You can also organize and analyze this data with Jotform Tables, a tool you can use to manage and track the information you collect with our workflow forms throughout the project period.
Additionally, you can use Jotform Boards to manage project workflows visually by turning submissions into cards that teams can move through stages, making status and next steps easy to understand at a glance. This is especially useful for project workflows because it helps teams track work in progress, spot stuck items, and keep handoffs visible without relying on extra meetings or manual updates.
Build workflows your team can actually follow
Project management workflows help teams deliver projects more consistently by clarifying goals, defining tasks, and making handoffs and approvals easier to manage.
When you set clear project goals, gather the right inputs, map the workflow visually, and align stakeholders, you reduce miscommunication and keep work moving forward.
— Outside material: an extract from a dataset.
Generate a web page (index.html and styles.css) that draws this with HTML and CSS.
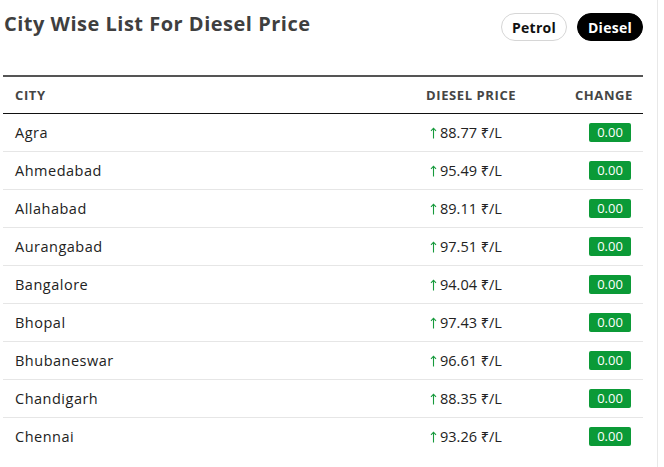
FILE: index.html
```html
<!DOCTYPE html>
<html>
<head>
<meta charset="utf-8">
<link rel="stylesheet" href="styles.css">
</head>
<body>
<div class="page">
  <div class="head">
    <h2 class="title">City Wise List For Diesel Price</h2>
    <div class="toggles">
      <button class="pill">Petrol</button>
      <button class="pill active">Diesel</button>
    </div>
  </div>
  <table class="list">
    <thead>
      <tr><th class="c-city">CITY</th><th class="c-price">DIESEL PRICE</th><th class="c-change">CHANGE</th></tr>
    </thead>
    <tbody>
      <tr><td class="c-city">Agra</td><td class="c-price"><svg class="up" viewBox="0 0 7 12"><path d="M3.5 11.5V1.2M1 3.8L3.5 1.2L6 3.8"/></svg>88.77 &#8377;/L</td><td class="c-change"><span class="badge">0.00</span></td></tr>
      <tr><td class="c-city">Ahmedabad</td><td class="c-price"><svg class="up" viewBox="0 0 7 12"><path d="M3.5 11.5V1.2M1 3.8L3.5 1.2L6 3.8"/></svg>95.49 &#8377;/L</td><td class="c-change"><span class="badge">0.00</span></td></tr>
      <tr><td class="c-city">Allahabad</td><td class="c-price"><svg class="up" viewBox="0 0 7 12"><path d="M3.5 11.5V1.2M1 3.8L3.5 1.2L6 3.8"/></svg>89.11 &#8377;/L</td><td class="c-change"><span class="badge">0.00</span></td></tr>
      <tr><td class="c-city">Aurangabad</td><td class="c-price"><svg class="up" viewBox="0 0 7 12"><path d="M3.5 11.5V1.2M1 3.8L3.5 1.2L6 3.8"/></svg>97.51 &#8377;/L</td><td class="c-change"><span class="badge">0.00</span></td></tr>
      <tr><td class="c-city">Bangalore</td><td class="c-price"><svg class="up" viewBox="0 0 7 12"><path d="M3.5 11.5V1.2M1 3.8L3.5 1.2L6 3.8"/></svg>94.04 &#8377;/L</td><td class="c-change"><span class="badge">0.00</span></td></tr>
      <tr><td class="c-city">Bhopal</td><td class="c-price"><svg class="up" viewBox="0 0 7 12"><path d="M3.5 11.5V1.2M1 3.8L3.5 1.2L6 3.8"/></svg>97.43 &#8377;/L</td><td class="c-change"><span class="badge">0.00</span></td></tr>
      <tr><td class="c-city">Bhubaneswar</td><td class="c-price"><svg class="up" viewBox="0 0 7 12"><path d="M3.5 11.5V1.2M1 3.8L3.5 1.2L6 3.8"/></svg>96.61 &#8377;/L</td><td class="c-change"><span class="badge">0.00</span></td></tr>
      <tr><td class="c-city">Chandigarh</td><td class="c-price"><svg class="up" viewBox="0 0 7 12"><path d="M3.5 11.5V1.2M1 3.8L3.5 1.2L6 3.8"/></svg>88.35 &#8377;/L</td><td class="c-change"><span class="badge">0.00</span></td></tr>
      <tr><td class="c-city">Chennai</td><td class="c-price"><svg class="up" viewBox="0 0 7 12"><path d="M3.5 11.5V1.2M1 3.8L3.5 1.2L6 3.8"/></svg>93.26 &#8377;/L</td><td class="c-change"><span class="badge">0.00</span></td></tr>
    </tbody>
  </table>
</div>
</body>
</html>
```
FILE: styles.css
```css
html, body {
  margin: 0;
  padding: 0;
  background: #fff;
}
body {
  font-family: "Open Sans", "Noto Sans", sans-serif;
  color: #222;
  overflow: hidden;
}
.page {
  width: 658px;
  height: 467px;
  box-sizing: border-box;
  padding-left: 3px;
  padding-right: 14px;
  border-right: 1px solid #e8e8e8;
}
.head {
  display: flex;
  justify-content: space-between;
  align-items: flex-start;
  height: 75px;
}
.title {
  margin: 10px 0 0 1px;
  font-size: 20px;
  font-weight: 700;
  color: #3f3f3f;
  line-height: 28px;
  letter-spacing: 0.5px;
}
.toggles {
  display: flex;
  gap: 10px;
  margin-top: 13px;
}
.pill {
  height: 28px;
  width: 66px;
  border-radius: 14px;
  border: 1px solid #d6d6d6;
  background: #fff;
  color: #111;
  font-family: inherit;
  font-size: 14px;
  font-weight: 700;
  letter-spacing: 0.3px;
  padding: 0;
  cursor: pointer;
}
.pill.active {
  background: #000;
  border-color: #000;
  color: #fff;
}
.list {
  width: 640px;
  border-collapse: collapse;
  border-top: 2px solid #555;
}
.list th {
  height: 36px;
  padding: 0 12px;
  font-size: 13px;
  font-weight: 700;
  letter-spacing: 0.6px;
  color: #454545;
  text-align: left;
  border-bottom: 1px solid #111;
  vertical-align: middle;
}
.list td {
  height: 36px;
  padding: 0 12px 1px;
  font-size: 14.5px;
  color: #222;
  border-bottom: 1px solid #e6e6e6;
  vertical-align: middle;
}
.list td.c-city {
  letter-spacing: 0.5px;
}
.list tbody tr:last-child td {
  border-bottom: none;
}
.c-city { width: 387px; }
.list th.c-price { width: 102px; text-align: left; }
.list td.c-price { padding-left: 16px; }
.list .c-change { text-align: right; padding-right: 12px; }
.list th.c-change { padding-right: 10px; }
.up {
  width: 7px;
  height: 12px;
  margin-right: 3px;
  vertical-align: -1px;
  fill: none;
  stroke: #169a3c;
  stroke-width: 1.1;
}
.badge {
  display: inline-block;
  width: 42px;
  height: 19px;
  line-height: 19px;
  text-align: center;
  background: #0b9a37;
  color: #fff;
  font-size: 13px;
  border-radius: 2px;
}
```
And by adopting workflow software that automates routing and keeps progress visible, teams can spend less time chasing updates and more time completing deliverables on schedule.
To streamline your project workflow setup and tracking, start using Jotform for free today.
Frequently asked questions about project management workflows
A common seven-step project flow includes: initiating, planning, scheduling, executing, monitoring, controlling changes, and closing.
The five stages are typically: initiation, planning, execution, monitoring and controlling, and closing.
A simple five-step workflow model is: define the goal, list tasks, assign owners, set the sequence and rules, then track and improve performance over time.
This article is for project managers, operations and team leads, and cross-functional business teams, and anyone who wants to create clear, repeatable project management workflows that reduce miscommunication, improve accountability, and keep projects on schedule.